Supplied material
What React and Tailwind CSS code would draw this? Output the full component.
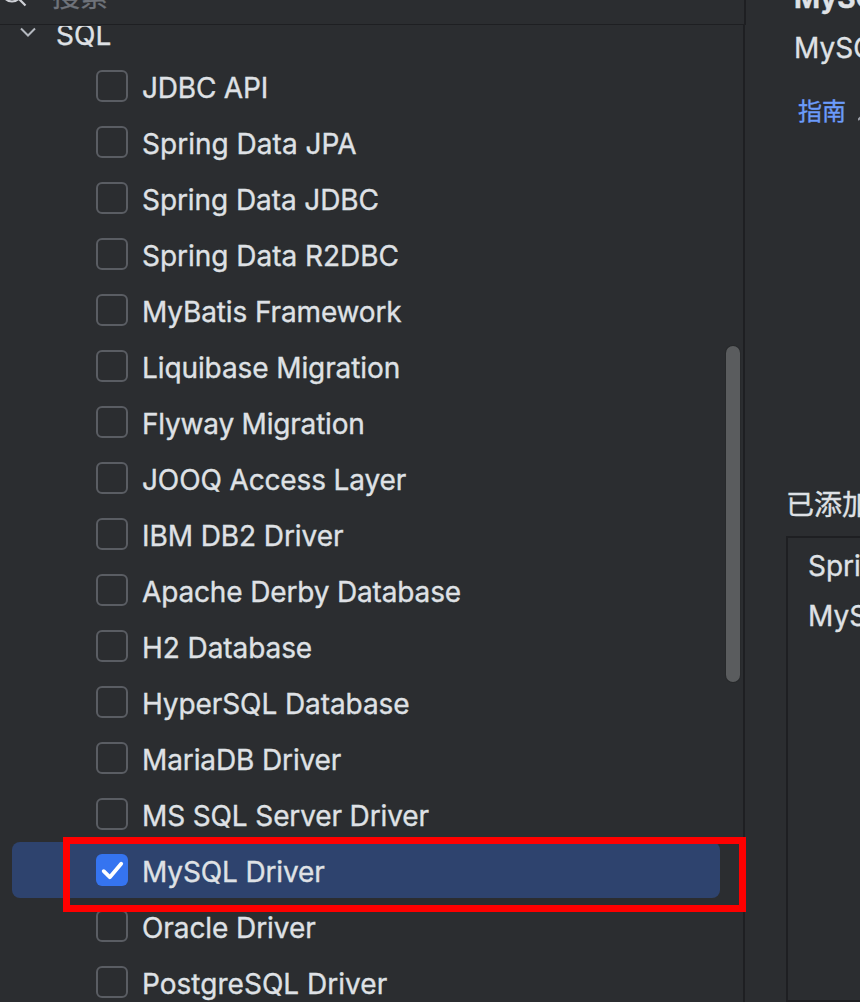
const rows = [
  ['JDBC API', 'tracking-[-0.2px]'],
  ['Spring Data JPA', 'tracking-[0.02px]'],
  ['Spring Data JDBC', 'tracking-[-0.08px]'],
  ['Spring Data R2DBC', 'tracking-[-0.02px]'],
  ['MyBatis Framework', 'tracking-[-0.13px]'],
  ['Liquibase Migration', 'tracking-[-0.1px]'],
  ['Flyway Migration', 'tracking-[-0.2px]'],
  ['JOOQ Access Layer', 'tracking-[-0.13px]'],
  ['IBM DB2 Driver', 'tracking-[-0.08px]'],
  ['Apache Derby Database', 'tracking-[-0.15px]'],
  ['H2 Database', 'tracking-[-0.08px]'],
  ['HyperSQL Database', 'tracking-[-0.09px]'],
  ['MariaDB Driver', 'tracking-[-0.12px]'],
  ['MS SQL Server Driver', 'tracking-[-0.13px]'],
  ['MySQL Driver', 'tracking-[-0.14px]'],
  ['Oracle Driver', 'tracking-[-0.08px]'],
  ['PostgreSQL Driver', 'tracking-[0.02px]'],
];

function Checkbox({ checked }) {
  if (checked) {
    return (
      <span className="flex size-8 shrink-0 items-center justify-center rounded-[6px] bg-[#3574f0]">
        <svg width="32" height="32" viewBox="0 0 32 32" fill="none">
          <path d="M7.7 17.2 13.8 23.2 25.2 9.8" stroke="#fff" strokeWidth="3.8" strokeLinecap="round" strokeLinejoin="round" />
        </svg>
      </span>
    );
  }
  return <span className="size-8 shrink-0 rounded-[6px] border-2 border-[#5a5d63]" />;
}

function Row({ label, tracking, checked }) {
  return (
    <div className={`ml-3 flex h-14 w-[708px] shrink-0 items-center rounded-lg pl-[84px] ${checked ? 'bg-[#2e436e]' : ''}`}>
      <Checkbox checked={checked} />
      <span className={`ml-[14px] pt-[3px] text-[28px] leading-9 whitespace-nowrap ${tracking}`}>{label}</span>
    </div>
  );
}

export default function App() {
  return (
    <div className="relative flex h-[1002px] w-[860px] overflow-hidden bg-[#2b2d30] font-['Inter','Noto_Sans_CJK_SC',sans-serif] text-[#dfe1e5] [-webkit-text-stroke:0.35px]">
      <div className="flex w-[746px] shrink-0 flex-col">
        <div className="flex h-[25px] w-[746px] shrink-0 items-end overflow-hidden border-r-2 border-b border-[#1e1f22]">
          <svg className="shrink-0" width="30" height="24" viewBox="0 0 30 24" fill="none" stroke="#ced0d6" strokeWidth="2.2">
            <circle cx="12" cy="-8" r="9.5" />
            <path d="M18.5 -1.5 25.5 5.5" />
          </svg>
          <span className="mb-[7px] ml-[22px] text-[28px] leading-10 text-[#6f737a]">搜索</span>
        </div>
        <div className="relative flex h-[977px] w-[745px] flex-col overflow-hidden border-r-2 border-[#1e1f22]">
          <div className="mt-px flex h-8 shrink-0 items-end overflow-hidden pl-5">
            <svg className="mb-[19px] shrink-0" width="16" height="12" viewBox="0 0 16 12" fill="none" stroke="#b4b8bf" strokeWidth="2">
              <path d="M1 1.5 8 8.5 15 1.5" />
            </svg>
            <span className="mb-[5px] ml-5 text-[28px] leading-9">SQL</span>
          </div>
          {rows.map(([label, tracking]) => (
            <Row key={label} label={label} tracking={tracking} checked={label === 'MySQL Driver'} />
          ))}
          <div className="absolute top-[321px] left-[726px] h-[336px] w-[14px] rounded-full bg-[#5a5c5e] shadow-[0_0_0_1px_#27292b]" />
        </div>
      </div>
      <div className="flex w-[114px] flex-col overflow-hidden whitespace-nowrap">
        <div className="mt-[-20px] ml-12 text-[28px] leading-9 font-bold">MySQL Driver</div>
        <div className="mt-[14px] ml-12 text-[28px] leading-9">MySQL JDBC driver.</div>
        <div className="mt-[28px] ml-[52px] flex text-[24px] leading-9">
          <span className="text-[#6b9bfa]">指南</span>
          <svg className="mt-[12px] ml-[12px] shrink-0" width="20" height="16" viewBox="0 0 20 16" stroke="#9da0a8" strokeWidth="2">
            <path d="M0 14 13 1" />
          </svg>
        </div>
        <div className="mt-[355px] ml-[40px] text-[28px] leading-10">已添加依赖项:</div>
        <div className="mt-[11px] ml-[40px] h-[480px] w-[300px] border-2 border-[#1e1f22] pt-[3px] pl-5">
          <div className="text-[28px] leading-[50px]">Spring Web</div>
          <div className="text-[28px] leading-[50px]">MySQL Driver</div>
        </div>
      </div>
      <div className="absolute top-[837px] left-[63px] h-[75px] w-[683px] border-7 border-[#ff0000]" />
    </div>
  );
}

What you have to do
Omit the pictures and output all of the other material exactly.

The answer
What React and Tailwind CSS code would draw this? Output the full component.
const rows = [
  ['JDBC API', 'tracking-[-0.2px]'],
  ['Spring Data JPA', 'tracking-[0.02px]'],
  ['Spring Data JDBC', 'tracking-[-0.08px]'],
  ['Spring Data R2DBC', 'tracking-[-0.02px]'],
  ['MyBatis Framework', 'tracking-[-0.13px]'],
  ['Liquibase Migration', 'tracking-[-0.1px]'],
  ['Flyway Migration', 'tracking-[-0.2px]'],
  ['JOOQ Access Layer', 'tracking-[-0.13px]'],
  ['IBM DB2 Driver', 'tracking-[-0.08px]'],
  ['Apache Derby Database', 'tracking-[-0.15px]'],
  ['H2 Database', 'tracking-[-0.08px]'],
  ['HyperSQL Database', 'tracking-[-0.09px]'],
  ['MariaDB Driver', 'tracking-[-0.12px]'],
  ['MS SQL Server Driver', 'tracking-[-0.13px]'],
  ['MySQL Driver', 'tracking-[-0.14px]'],
  ['Oracle Driver', 'tracking-[-0.08px]'],
  ['PostgreSQL Driver', 'tracking-[0.02px]'],
];

function Checkbox({ checked }) {
  if (checked) {
    return (
      <span className="flex size-8 shrink-0 items-center justify-center rounded-[6px] bg-[#3574f0]">
        <svg width="32" height="32" viewBox="0 0 32 32" fill="none">
          <path d="M7.7 17.2 13.8 23.2 25.2 9.8" stroke="#fff" strokeWidth="3.8" strokeLinecap="round" strokeLinejoin="round" />
        </svg>
      </span>
    );
  }
  return <span className="size-8 shrink-0 rounded-[6px] border-2 border-[#5a5d63]" />;
}

function Row({ label, tracking, checked }) {
  return (
    <div className={`ml-3 flex h-14 w-[708px] shrink-0 items-center rounded-lg pl-[84px] ${checked ? 'bg-[#2e436e]' : ''}`}>
      <Checkbox checked={checked} />
      <span className={`ml-[14px] pt-[3px] text-[28px] leading-9 whitespace-nowrap ${tracking}`}>{label}</span>
    </div>
  );
}

export default function App() {
  return (
    <div className="relative flex h-[1002px] w-[860px] overflow-hidden bg-[#2b2d30] font-['Inter','Noto_Sans_CJK_SC',sans-serif] text-[#dfe1e5] [-webkit-text-stroke:0.35px]">
      <div className="flex w-[746px] shrink-0 flex-col">
        <div className="flex h-[25px] w-[746px] shrink-0 items-end overflow-hidden border-r-2 border-b border-[#1e1f22]">
          <svg className="shrink-0" width="30" height="24" viewBox="0 0 30 24" fill="none" stroke="#ced0d6" strokeWidth="2.2">
            <circle cx="12" cy="-8" r="9.5" />
            <path d="M18.5 -1.5 25.5 5.5" />
          </svg>
          <span className="mb-[7px] ml-[22px] text-[28px] leading-10 text-[#6f737a]">搜索</span>
        </div>
        <div className="relative flex h-[977px] w-[745px] flex-col overflow-hidden border-r-2 border-[#1e1f22]">
          <div className="mt-px flex h-8 shrink-0 items-end overflow-hidden pl-5">
            <svg className="mb-[19px] shrink-0" width="16" height="12" viewBox="0 0 16 12" fill="none" stroke="#b4b8bf" strokeWidth="2">
              <path d="M1 1.5 8 8.5 15 1.5" />
            </svg>
            <span className="mb-[5px] ml-5 text-[28px] leading-9">SQL</span>
          </div>
          {rows.map(([label, tracking]) => (
            <Row key={label} label={label} tracking={tracking} checked={label === 'MySQL Driver'} />
          ))}
          <div className="absolute top-[321px] left-[726px] h-[336px] w-[14px] rounded-full bg-[#5a5c5e] shadow-[0_0_0_1px_#27292b]" />
        </div>
      </div>
      <div className="flex w-[114px] flex-col overflow-hidden whitespace-nowrap">
        <div className="mt-[-20px] ml-12 text-[28px] leading-9 font-bold">MySQL Driver</div>
        <div className="mt-[14px] ml-12 text-[28px] leading-9">MySQL JDBC driver.</div>
        <div className="mt-[28px] ml-[52px] flex text-[24px] leading-9">
          <span className="text-[#6b9bfa]">指南</span>
          <svg className="mt-[12px] ml-[12px] shrink-0" width="20" height="16" viewBox="0 0 20 16" stroke="#9da0a8" strokeWidth="2">
            <path d="M0 14 13 1" />
          </svg>
        </div>
        <div className="mt-[355px] ml-[40px] text-[28px] leading-10">已添加依赖项:</div>
        <div className="mt-[11px] ml-[40px] h-[480px] w-[300px] border-2 border-[#1e1f22] pt-[3px] pl-5">
          <div className="text-[28px] leading-[50px]">Spring Web</div>
          <div className="text-[28px] leading-[50px]">MySQL Driver</div>
        </div>
      </div>
      <div className="absolute top-[837px] left-[63px] h-[75px] w-[683px] border-7 border-[#ff0000]" />
    </div>
  );
}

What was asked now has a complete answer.